— begin SUPPLIED MATERIAL —

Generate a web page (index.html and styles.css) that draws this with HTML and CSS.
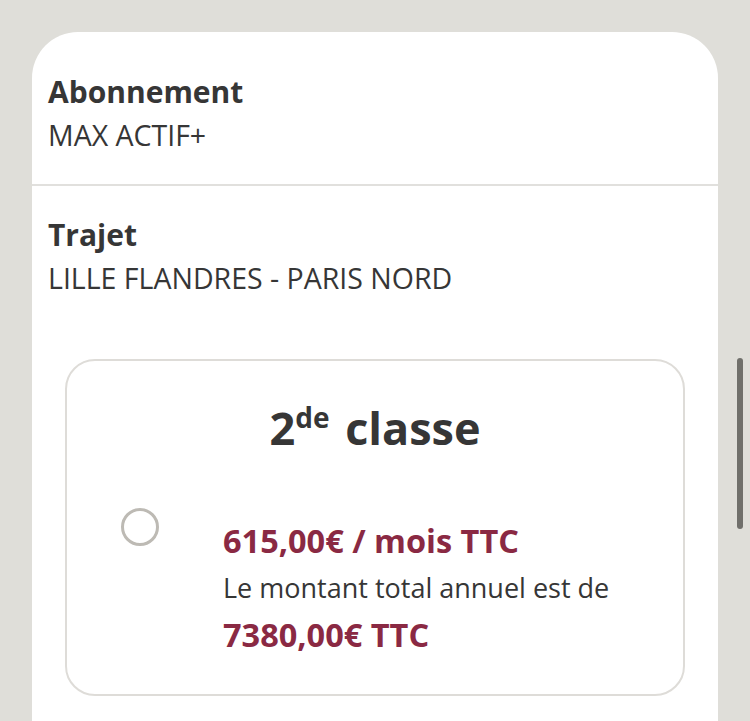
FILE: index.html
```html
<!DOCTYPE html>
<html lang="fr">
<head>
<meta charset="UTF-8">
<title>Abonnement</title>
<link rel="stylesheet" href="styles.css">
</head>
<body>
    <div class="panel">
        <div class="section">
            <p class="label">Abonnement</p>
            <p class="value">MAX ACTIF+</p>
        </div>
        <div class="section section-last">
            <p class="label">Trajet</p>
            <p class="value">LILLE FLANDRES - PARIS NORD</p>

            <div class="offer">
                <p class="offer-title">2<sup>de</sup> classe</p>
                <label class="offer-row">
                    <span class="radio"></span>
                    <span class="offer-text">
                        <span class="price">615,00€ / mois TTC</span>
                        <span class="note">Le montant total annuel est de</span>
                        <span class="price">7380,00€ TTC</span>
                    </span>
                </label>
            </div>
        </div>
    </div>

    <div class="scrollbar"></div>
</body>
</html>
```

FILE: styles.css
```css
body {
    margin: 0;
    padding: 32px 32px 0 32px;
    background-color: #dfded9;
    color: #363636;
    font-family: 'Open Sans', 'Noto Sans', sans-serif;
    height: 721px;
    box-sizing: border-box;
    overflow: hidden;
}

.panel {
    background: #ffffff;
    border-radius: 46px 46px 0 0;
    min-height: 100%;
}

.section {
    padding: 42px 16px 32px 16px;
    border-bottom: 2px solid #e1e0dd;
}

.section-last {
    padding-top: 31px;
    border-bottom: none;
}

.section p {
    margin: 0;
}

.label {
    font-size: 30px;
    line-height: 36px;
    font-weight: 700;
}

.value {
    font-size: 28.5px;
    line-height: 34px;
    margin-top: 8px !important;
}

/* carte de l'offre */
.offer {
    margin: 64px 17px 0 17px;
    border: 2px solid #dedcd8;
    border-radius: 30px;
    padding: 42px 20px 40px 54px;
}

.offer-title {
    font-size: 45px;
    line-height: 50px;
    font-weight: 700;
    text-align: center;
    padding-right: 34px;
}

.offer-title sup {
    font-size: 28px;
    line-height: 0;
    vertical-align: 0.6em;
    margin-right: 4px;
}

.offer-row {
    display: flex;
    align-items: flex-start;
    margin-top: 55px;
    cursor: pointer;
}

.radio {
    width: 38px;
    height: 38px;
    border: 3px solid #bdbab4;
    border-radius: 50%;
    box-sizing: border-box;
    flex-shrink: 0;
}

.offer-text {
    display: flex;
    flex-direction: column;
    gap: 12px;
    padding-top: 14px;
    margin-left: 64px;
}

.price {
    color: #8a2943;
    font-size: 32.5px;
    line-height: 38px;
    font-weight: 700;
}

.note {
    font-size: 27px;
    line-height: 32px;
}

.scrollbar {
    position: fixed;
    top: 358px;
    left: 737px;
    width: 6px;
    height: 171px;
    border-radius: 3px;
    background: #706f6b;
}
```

— end SUPPLIED MATERIAL —
— begin SUPPLIED MATERIAL —

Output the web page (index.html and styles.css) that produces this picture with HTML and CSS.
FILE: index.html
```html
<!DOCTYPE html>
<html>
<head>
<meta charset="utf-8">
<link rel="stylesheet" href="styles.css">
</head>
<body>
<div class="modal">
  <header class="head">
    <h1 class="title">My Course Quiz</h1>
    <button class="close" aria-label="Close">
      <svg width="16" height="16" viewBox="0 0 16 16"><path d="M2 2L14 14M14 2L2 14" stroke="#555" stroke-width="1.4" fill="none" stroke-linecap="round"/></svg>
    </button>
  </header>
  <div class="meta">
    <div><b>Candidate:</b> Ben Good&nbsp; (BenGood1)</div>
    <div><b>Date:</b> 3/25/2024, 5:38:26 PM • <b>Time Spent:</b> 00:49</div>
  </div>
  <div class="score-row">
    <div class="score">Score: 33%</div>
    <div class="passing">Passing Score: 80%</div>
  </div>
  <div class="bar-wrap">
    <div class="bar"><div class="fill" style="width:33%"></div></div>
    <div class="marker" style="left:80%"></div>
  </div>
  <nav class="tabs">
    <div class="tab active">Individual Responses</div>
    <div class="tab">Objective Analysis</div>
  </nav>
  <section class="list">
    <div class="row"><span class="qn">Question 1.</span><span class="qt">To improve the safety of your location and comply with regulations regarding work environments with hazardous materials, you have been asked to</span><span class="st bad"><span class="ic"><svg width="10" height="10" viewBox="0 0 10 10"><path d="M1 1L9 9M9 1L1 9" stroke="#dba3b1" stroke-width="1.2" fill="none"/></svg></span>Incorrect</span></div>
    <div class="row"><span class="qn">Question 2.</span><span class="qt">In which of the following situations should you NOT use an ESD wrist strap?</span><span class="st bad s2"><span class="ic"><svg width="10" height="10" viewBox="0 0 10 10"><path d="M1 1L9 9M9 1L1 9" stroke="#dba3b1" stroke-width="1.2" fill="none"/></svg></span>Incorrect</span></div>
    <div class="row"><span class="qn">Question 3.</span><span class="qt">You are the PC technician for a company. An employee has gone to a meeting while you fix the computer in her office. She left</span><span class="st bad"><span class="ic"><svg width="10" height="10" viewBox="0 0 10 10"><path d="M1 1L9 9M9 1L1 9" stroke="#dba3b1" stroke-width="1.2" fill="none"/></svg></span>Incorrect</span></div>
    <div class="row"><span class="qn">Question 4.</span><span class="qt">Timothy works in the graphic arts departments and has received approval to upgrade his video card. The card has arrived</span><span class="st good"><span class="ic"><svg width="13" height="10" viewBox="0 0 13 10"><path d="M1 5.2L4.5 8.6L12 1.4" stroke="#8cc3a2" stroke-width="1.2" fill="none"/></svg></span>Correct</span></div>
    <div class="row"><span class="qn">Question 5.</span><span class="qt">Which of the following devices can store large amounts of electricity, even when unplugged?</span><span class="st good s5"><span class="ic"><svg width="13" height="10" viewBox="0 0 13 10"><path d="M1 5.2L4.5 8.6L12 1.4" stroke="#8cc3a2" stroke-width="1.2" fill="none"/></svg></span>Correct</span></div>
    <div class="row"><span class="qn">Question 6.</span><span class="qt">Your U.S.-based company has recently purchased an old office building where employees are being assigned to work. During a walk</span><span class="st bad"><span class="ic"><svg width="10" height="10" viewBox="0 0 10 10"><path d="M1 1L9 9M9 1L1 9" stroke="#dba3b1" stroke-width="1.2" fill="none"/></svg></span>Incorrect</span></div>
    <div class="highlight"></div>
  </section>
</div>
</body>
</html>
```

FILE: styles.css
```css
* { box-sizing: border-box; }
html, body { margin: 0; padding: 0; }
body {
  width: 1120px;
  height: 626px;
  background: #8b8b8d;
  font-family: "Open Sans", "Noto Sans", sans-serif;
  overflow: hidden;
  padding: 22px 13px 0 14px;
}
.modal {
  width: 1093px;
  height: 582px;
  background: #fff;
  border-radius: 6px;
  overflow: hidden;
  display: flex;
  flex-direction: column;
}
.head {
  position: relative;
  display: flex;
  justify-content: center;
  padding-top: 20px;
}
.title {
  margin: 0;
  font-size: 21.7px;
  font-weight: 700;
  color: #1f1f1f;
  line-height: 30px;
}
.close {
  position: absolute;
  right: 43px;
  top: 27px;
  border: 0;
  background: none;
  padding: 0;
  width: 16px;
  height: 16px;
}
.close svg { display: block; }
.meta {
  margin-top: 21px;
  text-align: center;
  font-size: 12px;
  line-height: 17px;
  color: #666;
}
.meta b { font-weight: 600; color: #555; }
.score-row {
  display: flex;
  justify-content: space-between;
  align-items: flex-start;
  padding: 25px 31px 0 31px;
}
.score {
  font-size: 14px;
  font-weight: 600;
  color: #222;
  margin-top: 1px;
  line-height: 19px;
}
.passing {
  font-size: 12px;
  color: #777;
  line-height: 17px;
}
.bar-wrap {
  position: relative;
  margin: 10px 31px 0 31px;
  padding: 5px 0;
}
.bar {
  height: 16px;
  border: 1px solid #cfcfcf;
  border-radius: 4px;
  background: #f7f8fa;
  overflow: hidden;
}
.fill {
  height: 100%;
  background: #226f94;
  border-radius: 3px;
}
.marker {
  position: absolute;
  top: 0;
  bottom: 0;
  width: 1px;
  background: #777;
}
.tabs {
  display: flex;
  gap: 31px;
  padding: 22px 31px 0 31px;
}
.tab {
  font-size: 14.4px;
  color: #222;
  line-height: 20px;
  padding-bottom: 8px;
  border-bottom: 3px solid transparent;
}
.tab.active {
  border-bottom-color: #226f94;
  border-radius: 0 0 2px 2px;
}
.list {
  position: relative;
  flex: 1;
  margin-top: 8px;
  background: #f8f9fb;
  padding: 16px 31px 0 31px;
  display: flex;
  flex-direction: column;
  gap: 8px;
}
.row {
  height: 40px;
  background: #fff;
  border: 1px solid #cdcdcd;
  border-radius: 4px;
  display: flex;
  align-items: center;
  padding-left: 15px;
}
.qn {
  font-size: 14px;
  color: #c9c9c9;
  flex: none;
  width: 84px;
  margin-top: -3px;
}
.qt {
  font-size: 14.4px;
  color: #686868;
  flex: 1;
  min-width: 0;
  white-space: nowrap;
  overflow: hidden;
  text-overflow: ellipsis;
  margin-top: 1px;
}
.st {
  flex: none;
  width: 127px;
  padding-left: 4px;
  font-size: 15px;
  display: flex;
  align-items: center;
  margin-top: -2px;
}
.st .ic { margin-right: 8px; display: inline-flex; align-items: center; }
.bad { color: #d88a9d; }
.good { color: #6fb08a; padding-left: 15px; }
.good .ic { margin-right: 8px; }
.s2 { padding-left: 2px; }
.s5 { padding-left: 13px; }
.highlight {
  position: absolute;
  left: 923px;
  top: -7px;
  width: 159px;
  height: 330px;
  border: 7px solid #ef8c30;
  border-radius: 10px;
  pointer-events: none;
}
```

— end SUPPLIED MATERIAL —
— begin SUPPLIED MATERIAL —

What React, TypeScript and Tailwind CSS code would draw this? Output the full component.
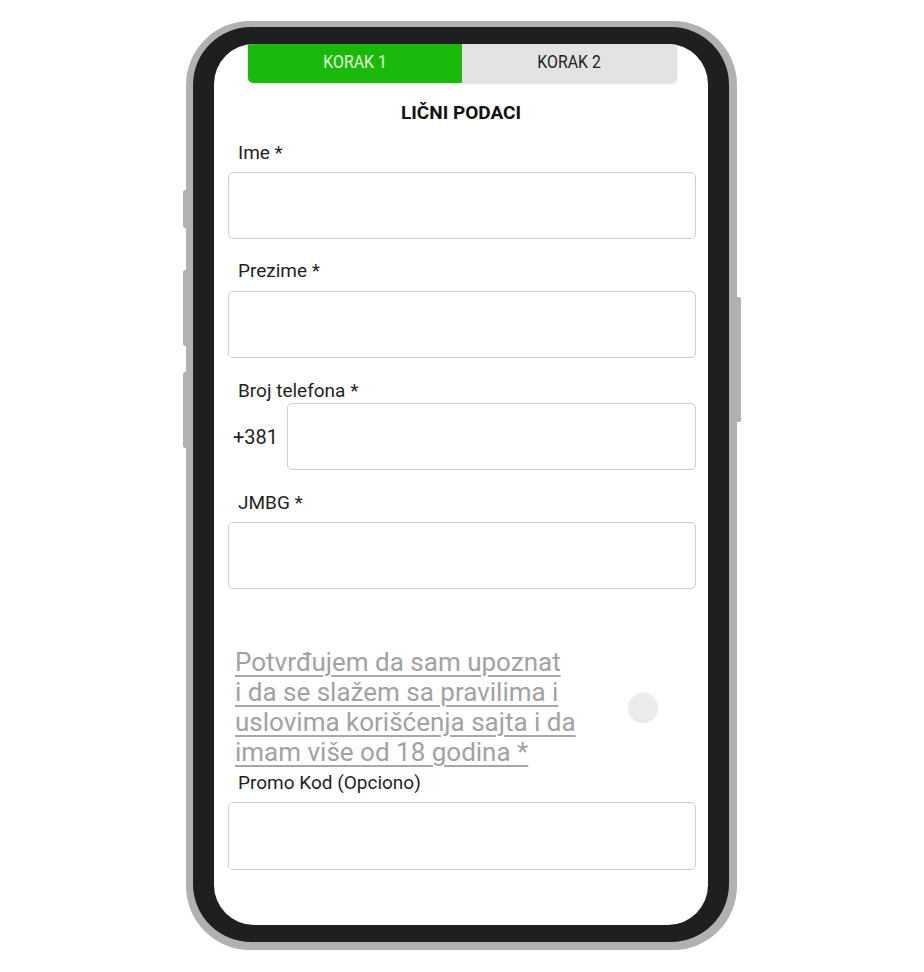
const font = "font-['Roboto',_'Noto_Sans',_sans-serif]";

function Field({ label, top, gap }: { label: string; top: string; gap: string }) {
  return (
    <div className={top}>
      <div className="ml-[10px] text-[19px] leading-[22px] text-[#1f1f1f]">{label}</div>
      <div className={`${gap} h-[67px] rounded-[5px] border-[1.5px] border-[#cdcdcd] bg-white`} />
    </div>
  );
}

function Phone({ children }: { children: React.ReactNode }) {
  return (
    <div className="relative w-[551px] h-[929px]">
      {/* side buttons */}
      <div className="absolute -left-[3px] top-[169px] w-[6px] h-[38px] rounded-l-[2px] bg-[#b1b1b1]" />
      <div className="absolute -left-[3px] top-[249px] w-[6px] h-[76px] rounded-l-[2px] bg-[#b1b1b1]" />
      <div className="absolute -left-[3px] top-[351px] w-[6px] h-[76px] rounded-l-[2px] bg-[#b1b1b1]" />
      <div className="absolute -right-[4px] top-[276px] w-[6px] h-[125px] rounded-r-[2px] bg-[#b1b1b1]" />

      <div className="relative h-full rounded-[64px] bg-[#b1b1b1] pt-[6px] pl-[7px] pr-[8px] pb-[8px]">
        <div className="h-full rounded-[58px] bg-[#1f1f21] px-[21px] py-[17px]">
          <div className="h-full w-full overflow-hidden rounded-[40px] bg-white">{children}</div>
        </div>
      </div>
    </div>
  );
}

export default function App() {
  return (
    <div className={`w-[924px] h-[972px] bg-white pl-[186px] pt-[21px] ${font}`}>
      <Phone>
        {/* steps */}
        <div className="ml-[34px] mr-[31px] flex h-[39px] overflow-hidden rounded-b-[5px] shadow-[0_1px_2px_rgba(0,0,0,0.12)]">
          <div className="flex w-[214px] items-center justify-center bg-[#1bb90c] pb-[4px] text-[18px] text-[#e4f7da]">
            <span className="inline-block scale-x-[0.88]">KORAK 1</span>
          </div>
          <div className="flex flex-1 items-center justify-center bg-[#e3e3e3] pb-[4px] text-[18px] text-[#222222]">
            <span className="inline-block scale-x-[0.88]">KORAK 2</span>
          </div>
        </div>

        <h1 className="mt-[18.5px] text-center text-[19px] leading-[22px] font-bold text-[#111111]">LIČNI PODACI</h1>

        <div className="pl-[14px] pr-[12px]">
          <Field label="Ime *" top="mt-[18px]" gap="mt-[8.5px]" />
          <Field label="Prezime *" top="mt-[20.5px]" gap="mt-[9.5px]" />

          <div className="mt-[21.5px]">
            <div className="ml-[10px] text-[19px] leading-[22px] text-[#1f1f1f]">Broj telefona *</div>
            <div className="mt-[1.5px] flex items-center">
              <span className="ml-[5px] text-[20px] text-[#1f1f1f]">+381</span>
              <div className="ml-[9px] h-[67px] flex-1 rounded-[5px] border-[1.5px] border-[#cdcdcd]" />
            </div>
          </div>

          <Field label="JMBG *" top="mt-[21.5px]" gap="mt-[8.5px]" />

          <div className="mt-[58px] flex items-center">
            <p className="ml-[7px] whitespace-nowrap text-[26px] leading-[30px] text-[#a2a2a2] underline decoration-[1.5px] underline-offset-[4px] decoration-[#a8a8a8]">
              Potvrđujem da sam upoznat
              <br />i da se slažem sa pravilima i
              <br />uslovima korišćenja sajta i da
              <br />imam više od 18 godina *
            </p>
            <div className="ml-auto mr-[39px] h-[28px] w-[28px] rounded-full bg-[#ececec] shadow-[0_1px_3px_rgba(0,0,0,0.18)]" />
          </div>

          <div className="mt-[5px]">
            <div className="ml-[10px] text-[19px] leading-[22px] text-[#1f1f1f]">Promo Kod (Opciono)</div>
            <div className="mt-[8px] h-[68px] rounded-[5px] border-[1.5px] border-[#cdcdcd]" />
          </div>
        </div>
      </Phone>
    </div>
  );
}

— end SUPPLIED MATERIAL —

▸ **THE REQUEST**
Collect the lines of the data that carry the word "this".

▸ **REPLY TO THE TASK**
Generate a web page (index.html and styles.css) that draws this with HTML and CSS.
Output the web page (index.html and styles.css) that produces this picture with HTML and CSS.
What React, TypeScript and Tailwind CSS code would draw this? Output the full component.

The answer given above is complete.